Los Angeles has more going on than ever, and now its people have a team to root for in arguably America's favorite sports league for the first time since 1994. That's right, the LA Rams are back.
USC Athletic Director Pat Haden is welcoming back the LA Rams after their two-decade stay in St. Louis. It's the same team Haden played for his entire NFL career.
Right now, USC and the Rams are still hammering out official details to make the LA Memorial Coliseum their shared home until the Rams' own home is built in Inglewood. That is expected to happen by 2019, so it will be a crowded and busy three seasons between the Trojans and their "guests," if you will.
Many, especially USC fans, are wondering what this could do to the Trojans. Fans may worry that their beloved Trojans could be overpowered by the powerful grips of the NFL. But no fans should be worrying about that right now.
At least for the next three seasons, this is a great thing for USC football.
USC manages the Coliseum and are more than happy to lease the playing field with an NFL tenant. Whatever the price of rent is for the NFL and the Rams, it will help the university raise millions toward its stadium renovations. USC proposed a $270 million renovation back in October 2015, which would be the Coliseum's first in nearly 20 years.
The renovation will replace every seat in the stadium and add handrails throughout the stadium. The plans include new suites, loge boxes, club seats, a new concourse and a new press box. USC says it also plans to restore the Coliseum's historic Peristyle to more closely resemble the stadium's original design.
Those are just a few of the additions that would be made possible with help from a NFL tenant at the Coliseum.
Having the Rams in town for a while could also play into head coach Clay Helton's hand perfectly in terms of recruiting. There are already several amenities at and around USC that coaches can sell to recruits, whether it be Trojan history, sunny southern California or its celebrity lifestyle. Now the Rams are an even bigger selling point.For at least the next three seasons, future USC football players will share facilities with NFL players. That could play an intricate role into a student's decision to commit to USC. Most student-athletes heading to USC on a football scholarship have their eyes on one thing: the NFL. A professional football team on campus will only help student-athletes get to the same spot, if they so desire.
As for the fans, what could be bad about watching more football in sunny weather?
History suggests a peaceful and, more importantly, successful coexistence between USC football and the LA Rams. USC won five national titles and 20 Pac-12 championships while the Rams were in Los Angeles from 1946-1994.
The bottom line is there is always pressure at USC. After all the Trojans are on their third coach in seven years since Pete Carroll left the program for the NFL's Seattle Seahawks. Coincidentally, that sort of trend last happened right before the Rams first came to southern California, the early 1940s.

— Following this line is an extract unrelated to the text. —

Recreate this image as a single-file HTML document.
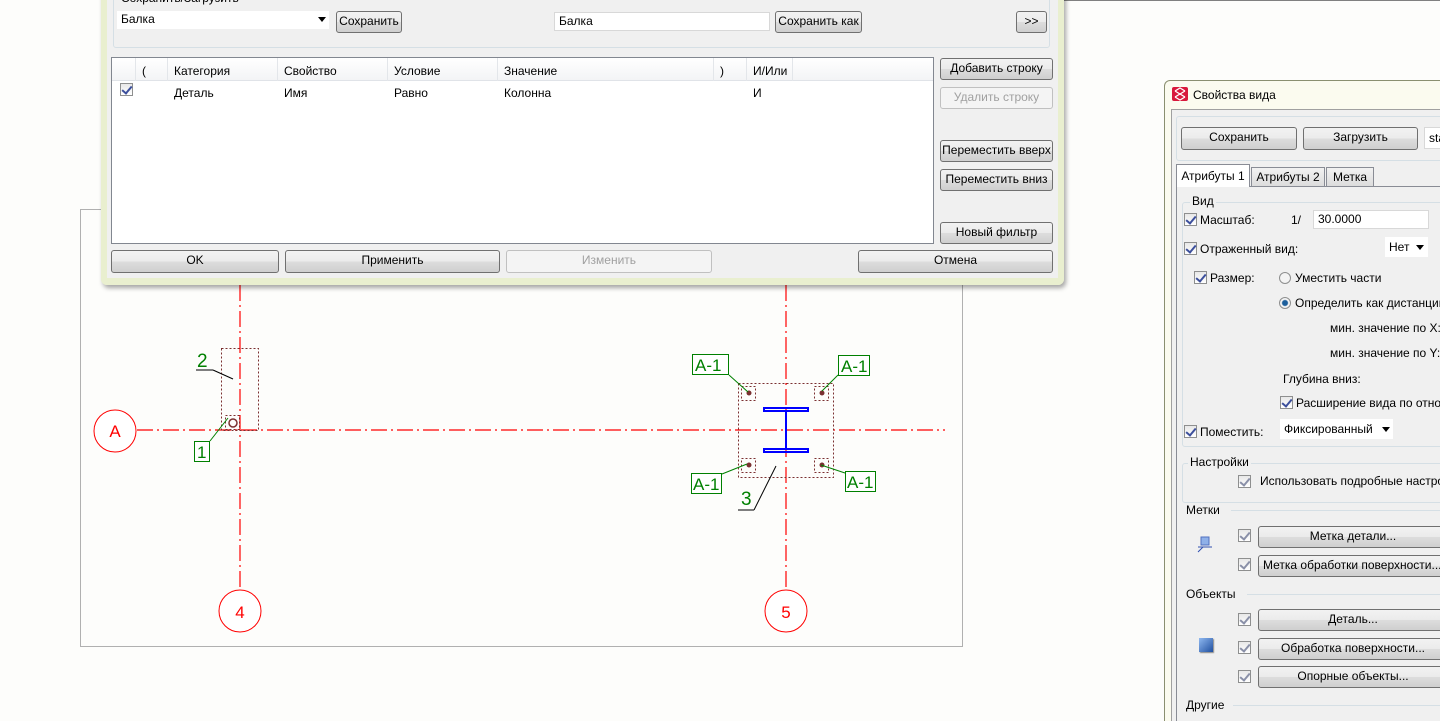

The Rams' LA-homecoming will not dilute the Trojan fan base, or the UCLA fan base for that matter. Keeping fans interested and coming to games boils down to one thing: winning.
As long as the Trojans are winning, 90,000-plus fans will pack the Coliseum and be ready to "Fight On!" each Saturday. If the Trojans struggle, fans will start getting restless, calling for the coach's head and their enthusiasm may be stifled, but that's usually the procedure for any college or professional team nowadays.
There will be competition for attention, at least at first. The Rams coming home will come as a huge hit of nostalgia for virtually all football fans in the LA area. The good thing is that there are plenty of people to entertain in LA, more than 18 million, including the more than 40,000 students at USC.
Just as athletic director Pat Haden has, welcome the estranged Rams franchise back to Los Angeles and rejoice. Rejoice for more football in Los Angeles this fall.